Können die Anpassungen der Tiere mit dem Klimawandel schritthalten? Diese Frage stellt sich auch mit Blick auf das „Symboltier des Klimawandels“, den Eisbären. Das Packeis in der Arktis taut infolge der Erderwärmung, die in der Nordpolarregion überproportional ausfällt, über die Frühjahre hinweg immer zeitiger. Im Herbst frieren die großen Seen und Meeresbuchten erst später zu – ein Problem für den Polarbären, der auf dem Packeis Robben an ihren Atemlöchern nachstellt und sich im Winter, wenn alles zugefroren ist, den Speck für den mageren Sommer anfrisst.

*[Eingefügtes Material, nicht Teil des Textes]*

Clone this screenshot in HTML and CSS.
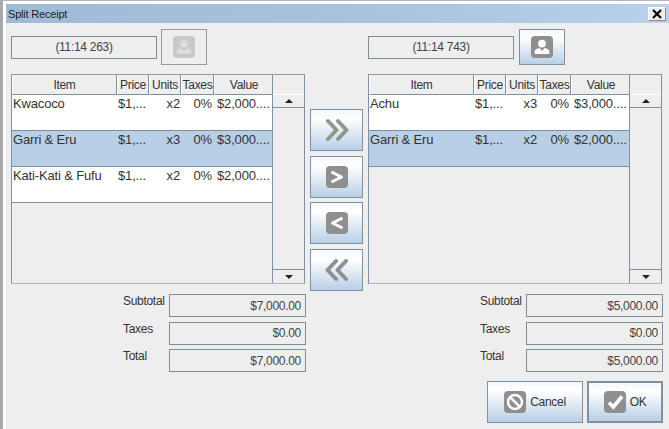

Partnerfinden per Duftspur
Was bislang unbekannt war: Dem Eisbären schmilzt mit dem Packeis nicht nur der angestammte Lebensraum weg, er findet auch infolge des Klimawandels seine Paarungspartner nur noch erschwert. Eisbären haben die Eigenart, einzelgängerisch zu leben, riesige Strecken zu wandern und sich nur saisonal zu paaren. Auf Artgenossen treffen sie eher selten.
Die Schnauze schnüffelnd am Boden, auf dem Weg durch Schnee und Eis – ein typisches Bild des Eisbären. Was genau es damit auf sich hat, haben kürzlich US-Wissenschaftler herausgefunden: Das größte Landraubtier der Erde kommuniziert über Sekrete, die es mit den Tatzen im Eis hinterlässt. Die chemischen Signale empfängnisbereiter Eisbärinnen fungieren dabei als Werbebotschaft für mögliche Partner.
Schnüffeltest im Zoo
Das Team um Megan Owen vom Zoo San Diego sammelte dazu im Frühjahr in der Beaufortsee und der Tschuktschensee im Nordpolarmeer Geruchsmarken von den Schweißdrüsen der Eisbärtatzen. Aus diesen Schweißdrüsen geben die Eisbären Chemosignale ab, die ihren Artgenossen Informationen zu Geschlecht und Paarungsbereitschaft vermitteln. Die Geruchsproben präsentierten die Biologen anschließend Eisbären in zehn verschiedenen nordamerikanischen Zoos und testeten deren Reaktionen.
In den Experimenten zeigten die Zoo-Bärinnen vor allem im Frühjahr, wenn Paarungszeit ist, Interesse an den Gerüchen der wilden Eisbären – allerdings am Duft beider Geschlechter. Die männlichen Bären waren dagegen vorrangig am Duft der Damen interessiert. Stammte der Geruch von einer empfängnisbereiten Artgenossin, war das Interesse deutlich höher als bei Gerüchen von Bärinnen, die trächtig waren oder Junge hatten.
Duftfährten zerrissen
Die Klimaerwärmung in der Arktis stellt die Eisbären nun vor das Problem, dass ausgerechnet zur Paarungszeit im Frühjahr auch die „Duftrouten“ zerrissen werden. Das schmelzende Eis unterbricht die Fährten, denen die männlichen Bären auf der Suche nach Partnerinnen folgen. Die Fortpflanzung werde damit erheblich erschwert, so die Forscher. Das gelte auch, wenn Eis infolge der Klimaerwärmung eine weniger feste Konsistenz annehme.
Werden Eisbären bei der Suche nach Partnern nicht mehr von Duftspuren auf intaktem Packeis geleitet, irren sie zwischen Eisschollen oder im Schneematsch auf dünner gewordenen Eispanzern umher und verschwenden nutzlos Energie. „Werden diese Duftrouten durch eine Zerteilung des Habitats durchschnitten, können Eisbären Schwierigkeiten bekommen, Partner zu finden“, heißt es in der Studie. Männchen falle es zudem schwerer, aggressiven Rivalen frühzeitig auszuweichen.
Bedroht sind vom Klimawandel vor allem Eisbär-Populationen in der Südarktis. Diese brauche es aber, um die genetische Vielfalt der Art zu erhalten, so die Forscher. Notfalls müssten diese Populationen in Zuchtzentren in Gefangenschaft überführt werden, damit ihr Genpool erhalten bleibt, meinen sie.